The winter term would affect the academic calendar, student learning and faculty research possibilities, said Maud Mandel, dean of the College and co-chair of the group. 


“We are asking ourselves if the benefits (of creating a winter term) outweigh the inconveniences of changing our academic calendar,” Mandel said. The creation of a winter term would lengthen the time between the fall and spring semesters and could affect senior week and the date of commencement, she said. Many administrators and faculty members hope commencement will not have to be pushed back, as a later graduation date could affect student employment as well as faculty members’ summer research, she added.


The winter term would give students more academic opportunities, such as courses with more intensive focuses, online classes, study abroad options and travel classes, Mandel said. It would also allow students away from campus to take advantage of the longer winter break to partake in “winternships,” she said. 


If the University’s new calendar aligns with the Rhode Island School of Design’s, the change would facilitate academic collaboration and make taking courses at both institutions simpler for students, Mandel said.


Faculty feedback on the creation of a new term has been positive so far — faculty members see it as an “interesting possibility,” McLaughlin said. It will give professors an opportunity to teach classes in a new format and give others more time for research, he added.


The working group is looking at peer institutions that have recently implemented a winter term to see what classes professors are teaching and how they are teaching them, McLaughlin said. Cornell, for example, has recently instituted its winter term, and a large portion of its classes are online, McLaughlin added.
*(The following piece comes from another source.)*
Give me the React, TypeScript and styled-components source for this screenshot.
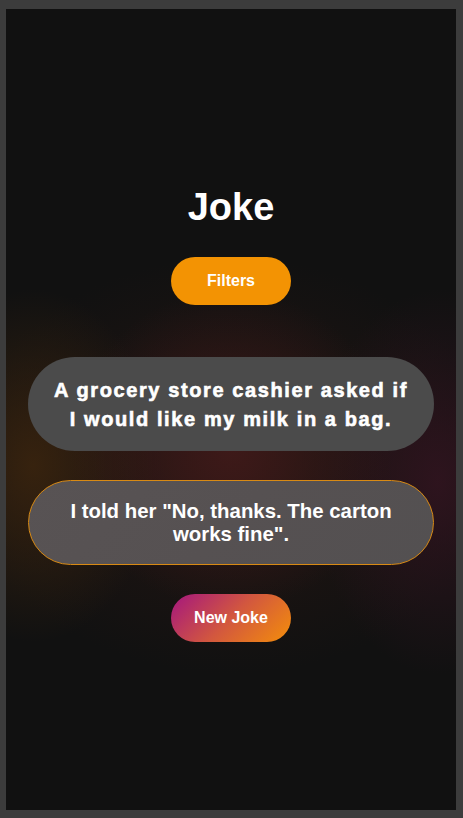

Many students use RISD’s Wintersession as a chance to take classes outside of their concentrations, said Ian Kenyon GS, a working group member and a Herald opinions columnist. “It can really expand opportunities across the board,” he said.


Graduate student response to the idea has been generally positive, Kenyon said.


If the winter term becomes popular, it would offer many grad students additional opportunities to work as teaching assistants, he said.


“We are aware of the different impacts a winter break would have on (the) undergraduate and graduate student bodies,” said Ria Mirchandani ’15, the working group’s only undergraduate member.


“There are various complicated aspects” to implementation, Mirchandani said. The working group members have discussed how the term could affect student financial aid, prospects of finishing credits early and graduating early, logistics for staff and student services and many other concerns, he said.


The working group plans on holding three public forums this semester for faculty members, undergraduates and grad students, as well sending a campus-wide survey to solicit feedback from a wide range of community members, Mandel said.


“This would be a really big change to Brown and would introduce a whole new dimension of classes,” McLaughlin said. “We don’t want to do it hastily.”


In 2007, the University piloted January@Brown, which offered non-credit courses for 10 days in January. In its second year, the program saw one-fourth lower enrollment than projected, drawing only 25 students, and it was canceled in 2008 due to low participation.